Yanagihara (The People in the Trees, 2013) takes the still-bold leap of writing about characters who don’t share her background; in addition to being male, JB is African-American, Malcolm has a black father and white mother, Willem is white, and “Jude’s race was undetermined”—deserted at birth, he was raised in a monastery and had an unspeakably traumatic childhood that’s revealed slowly over the course of the book. Two of them are gay, one straight and one bisexual. There isn’t a single significant female character, and for a long novel, there isn’t much plot.

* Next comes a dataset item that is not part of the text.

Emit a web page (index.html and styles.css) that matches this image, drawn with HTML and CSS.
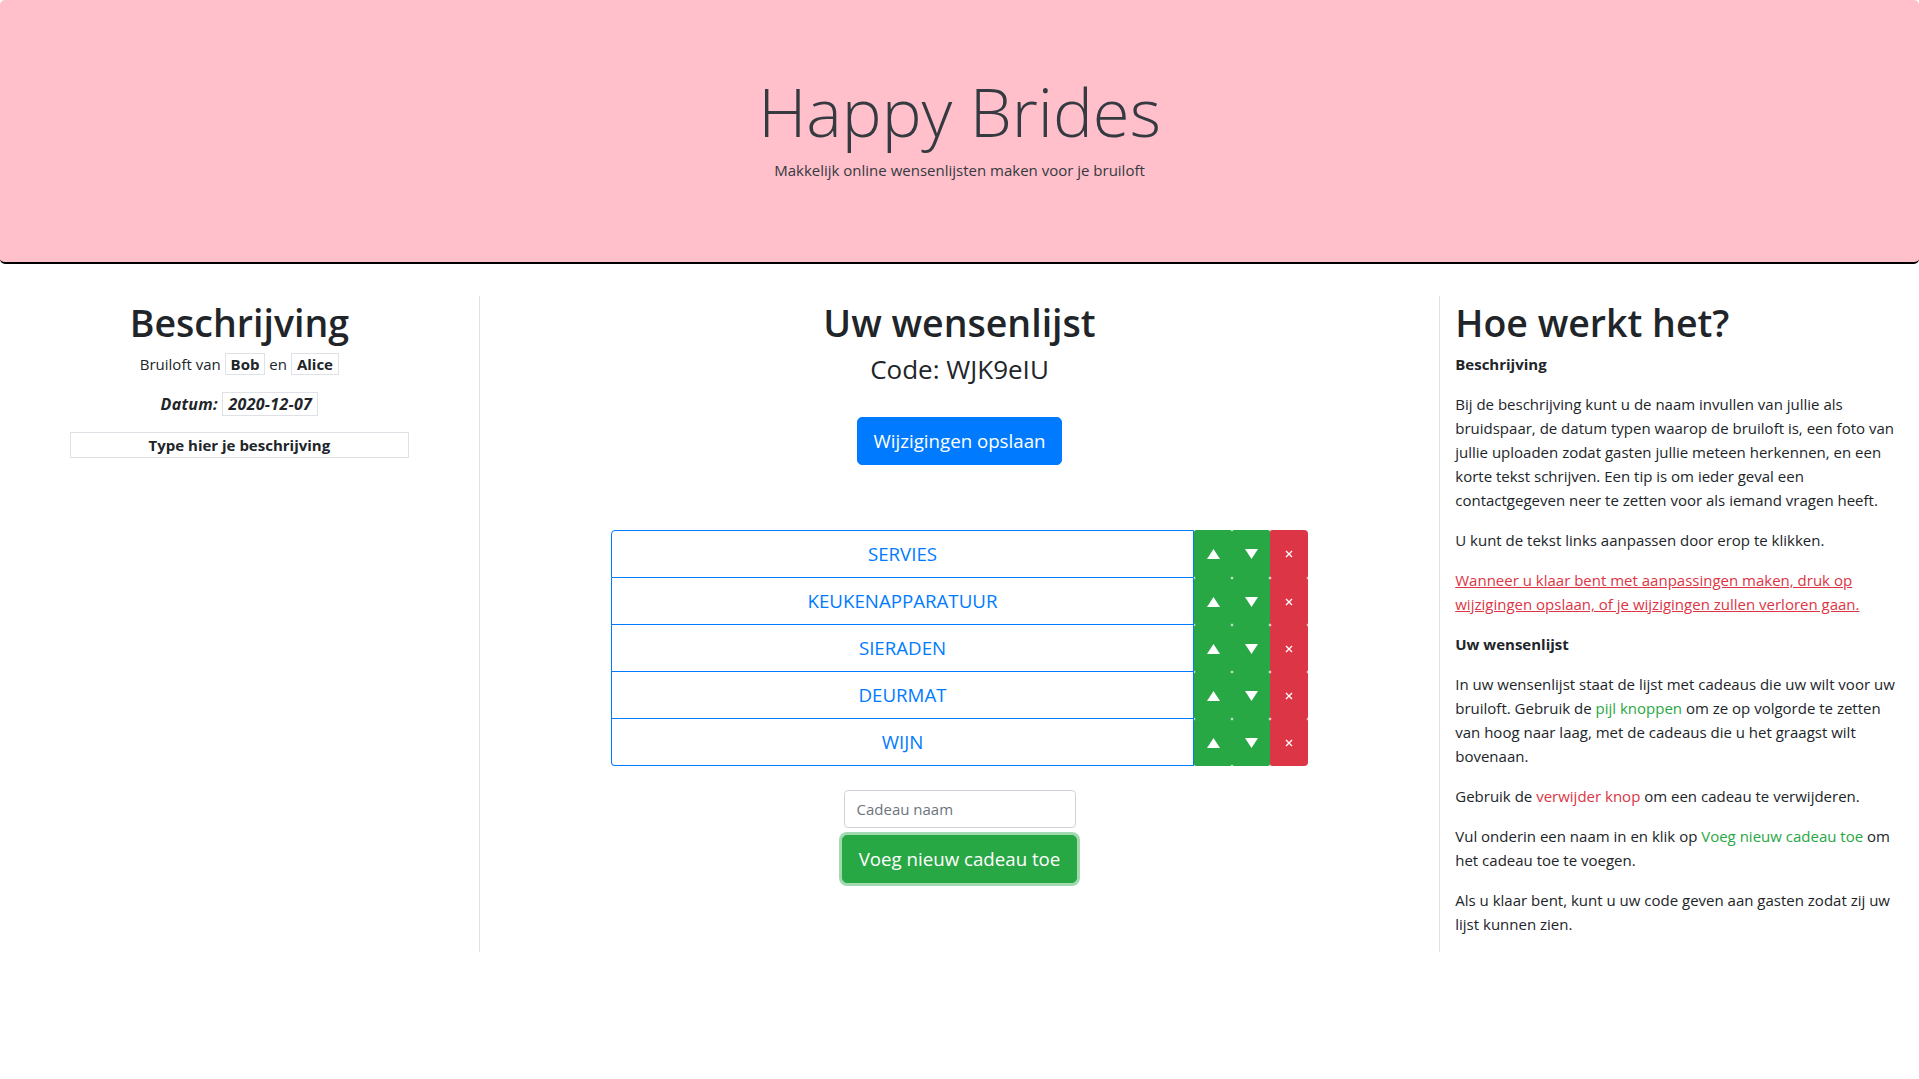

There aren’t even many markers of what’s happening in the outside world; Jude moves to a loft in SoHo as a young man, but we don’t see the neighborhood change from gritty artists’ enclave to glitzy tourist destination. What we get instead is an intensely interior look at the friends’ psyches and relationships, and it’s utterly enthralling. The four men think about work and creativity and success and failure; they cook for each other, compete with each other and jostle for each other’s affection. JB bases his entire artistic career on painting portraits of his friends, while Malcolm takes care of them by designing their apartments and houses. When Jude, as an adult, is adopted by his favorite Harvard law professor, his friends join him for Thanksgiving in Cambridge every year. And when Willem becomes a movie star, they all bask in his glow. Eventually, the tone darkens and the story narrows to focus on Jude as the pain of his past cuts deep into his carefully constructed life.  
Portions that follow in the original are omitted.